The multiplication also of Laws and Ceremonies of Religion does exceedingly multiply questions of practice ... For we find the Apostles only exhorting to humility, to piety towards parents, to obedience to Magistrates, to charity and justice; and the Christians who meant well understood well, and needed no books of Conscience but the Rule, and the Commandment. But when Error crept in, Truth became difficult and hard to be understood.

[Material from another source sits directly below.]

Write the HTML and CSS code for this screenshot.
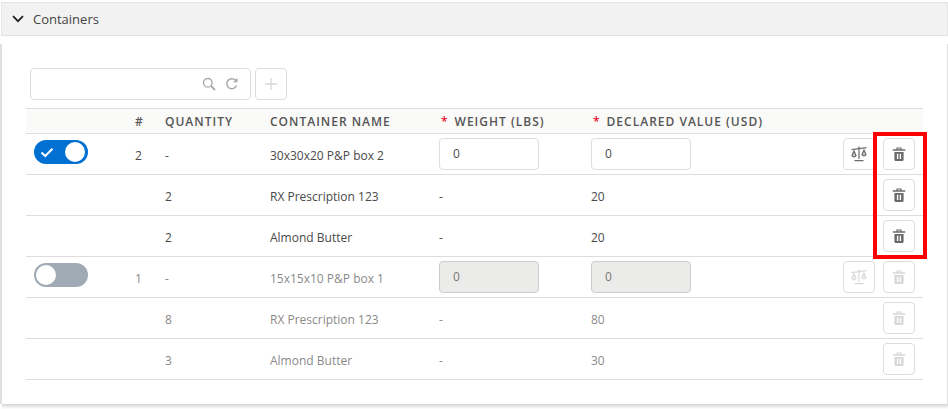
FILE: index.html
```html
<!DOCTYPE html>
<html lang="en">
<head>
  <meta charset="UTF-8">
  <title>Containers</title>
  <link rel="stylesheet" href="styles.css">
</head>
<body>
  <svg class="sprites" width="0" height="0">
    <symbol id="trash" viewBox="0 0 14 14">
      <path d="M.8 2.200h12.400v1.500H.8zM4.400 2.200V.4h5.200v1.800H8.400V1.500H5.600v.7z" fill="currentColor"/>
      <path fill-rule="evenodd" d="M2.400 5h9.200v7.500c0 .9-.6 1.500-1.400 1.500H3.800c-.8 0-1.400-.6-1.400-1.500zM4.900 6.800v5.200h1.400V6.800zM7.700 6.800v5.200h1.400V6.800z" fill="currentColor"/>
    </symbol>
    <symbol id="scale" viewBox="0 0 16 16">
      <path d="M7.400.5h1.200V13H7.400zM3.500 14h9v1.200h-9z" fill="currentColor"/>
      <path d="M.5 3 15.500 1v1.300L.5 4.300z" fill="currentColor"/>
      <path d="M3 5 1 9.500a2.200 2.200 0 0 0 4 0zM13 4 11 8.500a2.200 2.200 0 0 0 4 0z" fill="currentColor" fill-opacity="0.35" stroke="currentColor" stroke-width="1.200"/>
    </symbol>
  </svg>

  <section class="panel">
    <header class="panel-head">
      <svg class="chevron" width="12" height="8" viewBox="0 0 12 8"><path d="M1 1.200 6 6.200l5-5" fill="none" stroke="currentColor" stroke-width="1.800"/></svg>
      <span>Containers</span>
    </header>
    <div class="panel-body">
      <div class="toolbar">
        <div class="search">
          <svg width="14" height="14" viewBox="0 0 14 14"><circle cx="5.800" cy="5.800" r="4.300" fill="none" stroke="currentColor" stroke-width="1.400"/><path d="M9 9l4 4" stroke="currentColor" stroke-width="1.800"/></svg>
          <svg width="14" height="14" viewBox="0 0 14 14"><path d="M11.500 8.500A5 5 0 1 1 10.500 3.300" fill="none" stroke="currentColor" stroke-width="1.500"/><path d="M12.500.800v4.400H8.100z" fill="currentColor"/></svg>
        </div>
        <button class="icon-btn is-off">
          <svg width="14" height="14" viewBox="0 0 14 14"><path d="M7 1v12M1 7h12" stroke="currentColor" stroke-width="1.300"/></svg>
        </button>
      </div>

      <table class="grid">
        <colgroup>
          <col class="c-toggle"><col class="c-num"><col class="c-qty"><col class="c-name"><col class="c-weight"><col class="c-value"><col class="c-scale"><col class="c-trash">
        </colgroup>
        <thead>
          <tr>
            <th></th>
            <th>#</th>
            <th>Quantity</th>
            <th>Container name</th>
            <th><i>*</i>Weight (lbs)</th>
            <th><i>*</i>Declared value (USD)</th>
            <th></th>
            <th></th>
          </tr>
        </thead>
        <tbody>
          <tr>
            <td class="toggle-cell"><span class="toggle on"><svg width="14" height="11" viewBox="0 0 14 11"><path d="M1.500 5.500 5.200 9 12.500 1.800" fill="none" stroke="#fff" stroke-width="2"/></svg><b></b></span></td>
            <td class="txt">2</td>
            <td class="txt">-</td>
            <td class="txt">30x30x20 P&amp;P box 2</td>
            <td><span class="field">0</span></td>
            <td><span class="field">0</span></td>
            <td><button class="icon-btn"><svg width="16" height="16"><use href="#scale"/></svg></button></td>
            <td><button class="icon-btn"><svg width="14" height="14"><use href="#trash"/></svg></button></td>
          </tr>
          <tr>
            <td></td><td></td>
            <td class="txt">2</td>
            <td class="txt">RX Prescription 123</td>
            <td class="txt">-</td>
            <td class="txt">20</td>
            <td></td>
            <td><button class="icon-btn"><svg width="14" height="14"><use href="#trash"/></svg></button></td>
          </tr>
          <tr>
            <td></td><td></td>
            <td class="txt">2</td>
            <td class="txt">Almond Butter</td>
            <td class="txt">-</td>
            <td class="txt">20</td>
            <td></td>
            <td><button class="icon-btn"><svg width="14" height="14"><use href="#trash"/></svg></button></td>
          </tr>
          <tr class="off">
            <td class="toggle-cell"><span class="toggle"><b></b></span></td>
            <td class="txt">1</td>
            <td class="txt">-</td>
            <td class="txt">15x15x10 P&amp;P box 1</td>
            <td><span class="field is-off">0</span></td>
            <td><span class="field is-off">0</span></td>
            <td><button class="icon-btn is-off"><svg width="16" height="16"><use href="#scale"/></svg></button></td>
            <td><button class="icon-btn is-off"><svg width="14" height="14"><use href="#trash"/></svg></button></td>
          </tr>
          <tr class="off">
            <td></td><td></td>
            <td class="txt">8</td>
            <td class="txt">RX Prescription 123</td>
            <td class="txt">-</td>
            <td class="txt">80</td>
            <td></td>
            <td><button class="icon-btn is-off"><svg width="14" height="14"><use href="#trash"/></svg></button></td>
          </tr>
          <tr class="off">
            <td></td><td></td>
            <td class="txt">3</td>
            <td class="txt">Almond Butter</td>
            <td class="txt">-</td>
            <td class="txt">30</td>
            <td></td>
            <td><button class="icon-btn is-off"><svg width="14" height="14"><use href="#trash"/></svg></button></td>
          </tr>
        </tbody>
      </table>
      <div class="highlight"></div>
    </div>
    <div class="panel-foot"></div>
  </section>
</body>
</html>
```
FILE: styles.css
```css
body {
  margin: 0;
  padding: 2px 0 0;
  background: #fff;
  color: #4a4a4a;
  font-family: "Open Sans", sans-serif;
  font-size: 12px;
}
.sprites {
  display: block;
}
.panel-head {
  display: flex;
  align-items: center;
  gap: 9px;
  height: 32px;
  padding-left: 10px;
  margin: 0 0 0 1px;
  background: #f2f2f2;
  border-top: 1px solid #dfe3e8;
  border-bottom: 1px solid #dfe3e8;
  border-left: 1px solid #e6e8ea;
  border-right: 1px solid #e6e8ea;
  font-size: 13px;
  color: #444;
}
.chevron {
  color: #222;
}
.panel-body {
  position: relative;
  height: 368px;
  padding: 32px 25px 0 26px;
  box-sizing: border-box;
  background:
    linear-gradient(#e0e0e0, #e0e0e0) 0 8px / 2px 100% no-repeat,
    linear-gradient(#e0e0e0, #e0e0e0) 100% 8px / 1px 100% no-repeat;
}
.panel-foot {
  height: 5px;
  margin-left: 2px;
  background: linear-gradient(#d4d4d4, #fff);
}
.toolbar {
  display: flex;
  gap: 4px;
  padding-left: 4px;
  margin-bottom: 8px;
}
.search {
  display: flex;
  justify-content: flex-end;
  align-items: center;
  gap: 9px;
  width: 221px;
  height: 32px;
  padding-right: 11px;
  box-sizing: border-box;
  border: 1px solid #ddd;
  border-radius: 4px;
  color: #aaa;
}
.icon-btn {
  display: inline-flex;
  justify-content: center;
  align-items: center;
  width: 32px;
  height: 32px;
  padding: 0;
  background: #fff;
  border: 1px solid #ddd;
  border-radius: 4px;
  color: #6a6a6a;
  vertical-align: middle;
}
.icon-btn.is-off {
  color: #d8d8d8;
}
.grid {
  width: 897px;
  table-layout: fixed;
  border-collapse: collapse;
}
.c-toggle { width: 109px; }
.c-num { width: 30px; }
.c-qty { width: 105px; }
.c-name { width: 169px; }
.c-weight { width: 152px; }
.c-value { width: 252px; }
.c-scale { width: 40px; }
.c-trash { width: 40px; }
.grid th {
  height: 24px;
  padding: 0;
  background: #fafaf8;
  border-top: 1px solid #ddd;
  border-bottom: 1px solid #ddd;
  color: #555;
  font-size: 12px;
  font-weight: 600;
  letter-spacing: 1px;
  text-align: left;
  text-transform: uppercase;
}
.grid th i {
  margin: 0 7px 0 2px;
  color: #e8112d;
  font-style: normal;
  letter-spacing: 0;
}
.grid td {
  height: 41px;
  padding: 0;
  box-sizing: border-box;
  border-bottom: 1px solid #ddd;
  font-size: 12px;
}
.grid td.txt {
  padding-top: 2px;
}
.grid td.toggle-cell {
  padding-bottom: 4px;
}
.off .txt {
  opacity: 0.65;
}
.toggle {
  display: flex;
  align-items: center;
  justify-content: flex-start;
  width: 54px;
  height: 24px;
  margin-left: 8px;
  padding: 0 2px;
  box-sizing: border-box;
  border-radius: 12px;
  background: #a0aab4;
}
.toggle b {
  width: 20px;
  height: 20px;
  border-radius: 50%;
  background: #fff;
}
.toggle.on {
  justify-content: space-between;
  padding: 0 3px 0 6px;
  background: #0070d2;
}
.field {
  display: block;
  width: 100px;
  height: 32px;
  padding-left: 13px;
  box-sizing: border-box;
  border: 1px solid #ddd;
  border-radius: 4px;
  background: #fff;
  line-height: 30px;
}
.field.is-off {
  background: #ebebe9;
  border-color: #ccc;
  color: #777;
}
.highlight {
  position: absolute;
  left: 873px;
  top: 96px;
  width: 46px;
  height: 119px;
  border: 4px solid #f00;
}
```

Taylor, therefore, provides a thoroughly Protestant critique of the law of Lenten abstinence. The "good son of the church" will, of course, fast: on this, Taylor and the magisterial Reformers are abundantly clear. But such fasting is neither meaningfully nor wisely reflected in an ecclesiastical law requiring abstention from meat for the forty days of Lent: indeed, as Taylor insists, this "does not serve the end of fasting". Fasting, when freely entered into, can be "an excellent ministry". It is an ancient and godly custom that fasting is associated with preparation for Good Friday and Easter Day. Such fasting, however, is to follow the custom of the primitive church, not the law of Lenten fasting:

it is certain that the church cannot command a long fast: and therefore in the beginning of the custom of Lent it was but a fast of one day, or two at most, eating at night. And although this fast was then a fast of liberty, and permitted to every one's choice, yet it might be enjoined in every government, according to the fore-described measures. But that instead of a fast the church should prescribe a diet ... unwholesome, and that with so much severity, and with so much danger, and so many snares, is no exercise of that power which Christ hath given her, but of that power which is usurped, ill-gotten, and worse administered. It is against the law of charity, and therefore ought not to be a law of the church; that men be tied for forty days together to keep from their usual diet, not to be temperate, but to be vexed and ruled, this I say is uncharitable, and therefore unlawful.